In any case, you mind find it worth reading to check if you're affected
(from Section 2 of recently-published RFC8021):
---- cut here ----
The security implications of IP fragmentation have been discussed at
length in [RFC6274] and [RFC7739]. An attacker can leverage the
generation of IPv6 atomic fragments to trigger the use of
fragmentation in an arbitrary IPv6 flow (in scenarios in which actual
fragmentation of packets is not needed) and can subsequently perform
any type of fragmentation-based attack against legacy IPv6 nodes that
do not implement [RFC6946]. That is, employing fragmentation where
not actually needed allows for fragmentation-based attack vectors to
be employed, unnecessarily.
We note that, unfortunately, even nodes that already implement
[RFC6946] can be subject to DoS attacks as a result of the generation
of IPv6 atomic fragments.

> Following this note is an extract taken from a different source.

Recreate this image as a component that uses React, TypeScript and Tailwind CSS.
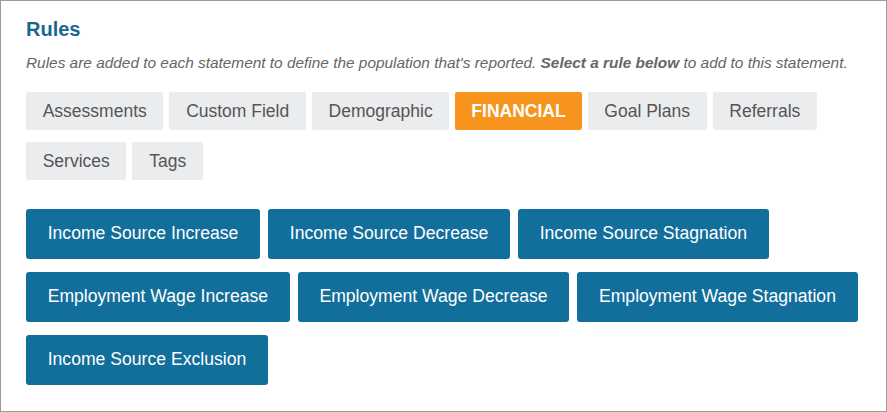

Let us assume that Host A is communicating
with Host B and that, as a result of the widespread dropping of IPv6
packets that contain extension headers (including fragmentation)
[RFC7872], some intermediate node filters fragments between Host B
and Host A. If an attacker sends a forged ICMPv6 PTB error message
to Host B, reporting an MTU smaller than 1280, this will trigger the
generation of IPv6 atomic fragments from that moment on (as required
by [RFC2460]). When Host B starts sending IPv6 atomic fragments (in
response to the received ICMPv6 PTB error message), these packets
will be dropped, since we previously noted that IPv6 packets with
extension headers were being dropped between Host B and Host A.
Thus, this situation will result in a DoS scenario.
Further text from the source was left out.